Young climbers smile to the camera on a snowy summit.

At the summit of Breithorn East after climbing the Northeast Face. Photo: Francois Cazzanelli

 

Chasing dragons

The 800m mixed line involves difficulties up to R4 AI4 M7. They called it Alla Ricerca del Drago (“In Search of the Dragon”) as a tribute to Reinhold Messner, who used the dragon metaphor to represent the apparently impossible adventures that alpinists must always look for.

“We, in our own small way, sought that [impossible adventure] on this face and experienced something unique and authentic,” Cazzanelli wrote.

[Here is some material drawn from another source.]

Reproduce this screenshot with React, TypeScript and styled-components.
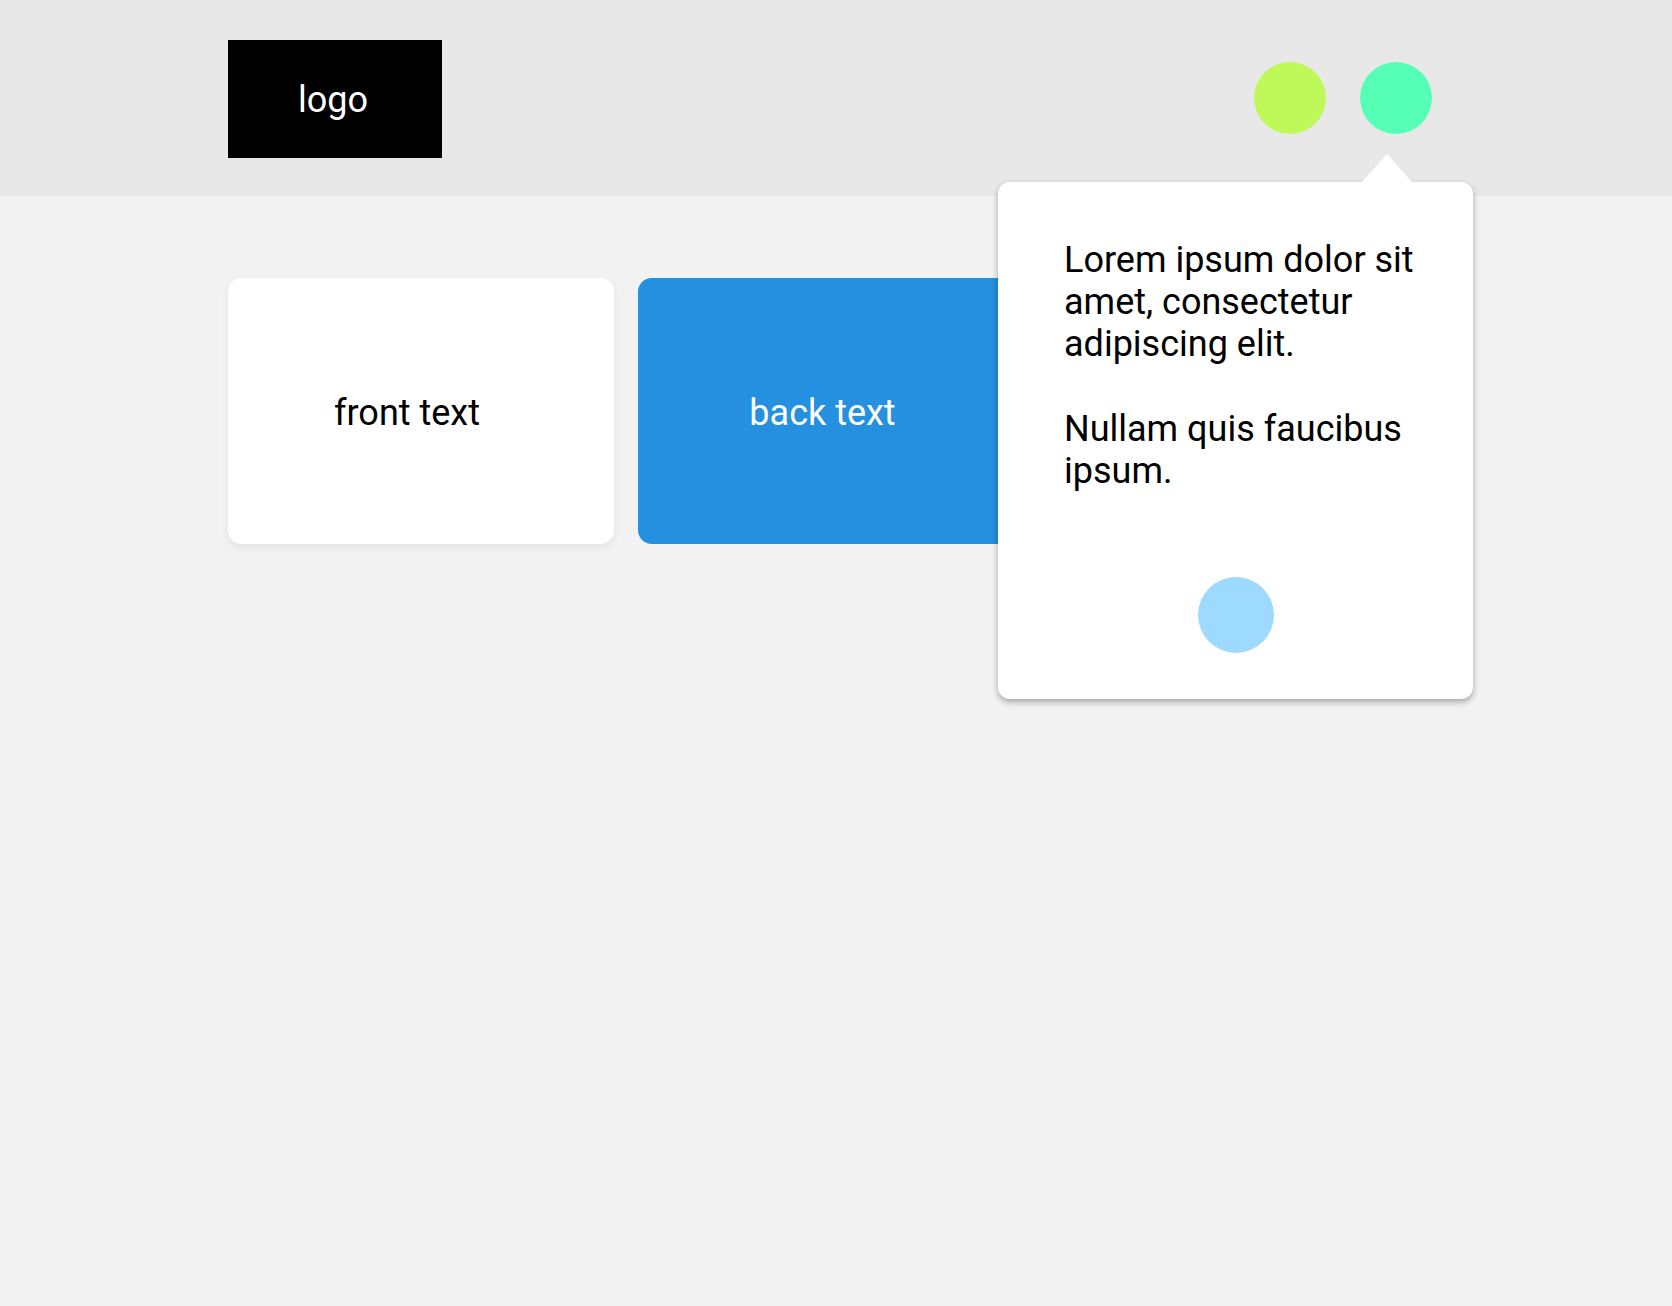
import React from "react";
import styled, { createGlobalStyle } from "styled-components";

const GlobalStyle = createGlobalStyle`
  html, body {
    margin: 0;
    padding: 0;
    background: #f2f2f2;
    font-family: Roboto, "Liberation Sans", Arial, sans-serif;
  }
  #root {
    min-height: 100vh;
  }
`;

const Page = styled.div`
  min-height: 100vh;
  background: #f2f2f2;
  font-family: Roboto, "Liberation Sans", Arial, sans-serif;
`;

const Header = styled.header`
  height: 196px;
  background: #e8e8e8;
  display: flex;
  align-items: center;
  justify-content: space-between;
  padding: 0 240px 0 228px;
  box-sizing: border-box;
`;

const Logo = styled.div`
  width: 214px;
  height: 118px;
  margin-top: 2px;
  background: #000;
  color: #fff;
  display: flex;
  align-items: center;
  justify-content: center;
  font-size: 36px;
  padding: 2px 4px 0 0;
  box-sizing: border-box;
`;

const Actions = styled.div`
  display: flex;
  align-items: center;
  gap: 34px;
`;

const Anchor = styled.div`
  position: relative;
`;

const Dot = styled.div<{ $color: string; $size?: number }>`
  width: ${(p) => p.$size ?? 72}px;
  height: ${(p) => p.$size ?? 72}px;
  border-radius: 50%;
  background: ${(p) => p.$color};
`;

const Popover = styled.div`
  position: absolute;
  top: calc(100% + 48px);
  right: -41px;
  width: 475px;
  height: 517px;
  box-sizing: border-box;
  background: #fff;
  border-radius: 12px;
  box-shadow: 0 3px 6px rgba(0, 0, 0, 0.32);
  padding: 57px 30px 46px 66px;
  display: flex;
  flex-direction: column;
  z-index: 10;

  &::before {
    content: "";
    position: absolute;
    top: -28px;
    left: 364px;
    width: 50px;
    height: 28px;
    background: #fff;
    clip-path: polygon(50% 0, 100% 100%, 0 100%);
  }
`;

const PopText = styled.p`
  margin: 0;
  font-size: 36px;
  line-height: 42px;
  color: #000;

  & + & {
    margin-top: 43px;
  }
`;

const PopFooter = styled.div`
  margin-top: auto;
  display: flex;
  justify-content: center;
  margin-left: -36px;
`;

const Main = styled.main`
  padding: 82px 0 0 228px;
`;

const CardRow = styled.div`
  display: flex;
  gap: 24px;
`;

const Card = styled.div<{ $variant: "front" | "back"; $nudge: number }>`
  width: 386px;
  height: 266px;
  box-sizing: border-box;
  border-radius: 14px;
  display: flex;
  align-items: center;
  justify-content: center;
  padding-right: ${(p) => p.$nudge}px;
  padding-top: 4px;
  font-size: 36px;
  background: ${(p) => (p.$variant === "front" ? "#ffffff" : "#2490df")};
  color: ${(p) => (p.$variant === "front" ? "#000" : "#fff")};
  box-shadow: ${(p) =>
    p.$variant === "front" ? "0 4px 10px rgba(0,0,0,0.06)" : "none"};
`;

export default function App() {
  return (
    <Page>
      <GlobalStyle />
      <Header>
        <Logo>logo</Logo>
        <Actions>
          <Dot $color="#bef959" />
          <Anchor>
            <Dot $color="#55ffb6" />
            <Popover>
              <PopText>Lorem ipsum dolor sit amet, consectetur adipiscing elit.</PopText>
              <PopText>Nullam quis faucibus ipsum.</PopText>
              <PopFooter>
                <Dot $color="#9ed9ff" $size={76} />
              </PopFooter>
            </Popover>
          </Anchor>
        </Actions>
      </Header>
      <Main>
        <CardRow>
          <Card $variant="front" $nudge={28}>front text</Card>
          <Card $variant="back" $nudge={17}>back text</Card>
        </CardRow>
      </Main>
    </Page>
  );
}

A climber on a mixed face.

On the new route up the NE face of Breithorn East. Photo: @demiangoaway

 

For the three friends (and cousins, in the case of Cazzanelli and Stradelli), the dragon lay hidden in the little-visited face of the arguably most popular mountain massif in the Alps: the Breithorn group. They spotted a line that went over mostly untrodden terrain and embraced the challenge in a “simple and honest way.”

No crux, neither easy

The three Italians, who work as guides in Italy’s Aosta Valley, started on the left-hand side of the Vanis Couloir. They then followed the peak’s northeast spur until an obvious gendarme. From there, they entered unclimbed terrain.

Route topo on a photo of Breithorn East.

The new route’s details. Photo: Francois Cazzanelli/@demiangoaway

 

“The terrain is severe; each of the 14 pitches had its challenges. While there are no particularly difficult pitches, none of them are easy,” they noted.

Difficult route on easy massif

The Breithorn group offers the easiest 4,000’ers in the European Alps. Less experienced climbers, or even those who want to reach the 4,000m without alpine skills, can easily do it, thanks to a gondola that takes them from Zermatt to the top of Klein Matterhorn, or from the Theodule refuge on the border with Italy, accessible from Cervinia.

Map of Breithorn's massif

Map of the Breithorn area. Photo: Christian Pau’s blog

 

Nowadays, most stop at the western peak, which is the highest, but also the easiest and the closest. Some then proceed to the central peak.

Breithorn East, where the new route goes, rises farther away and features some exposed ridge sections up to Grade IV, which prompts most to turn back.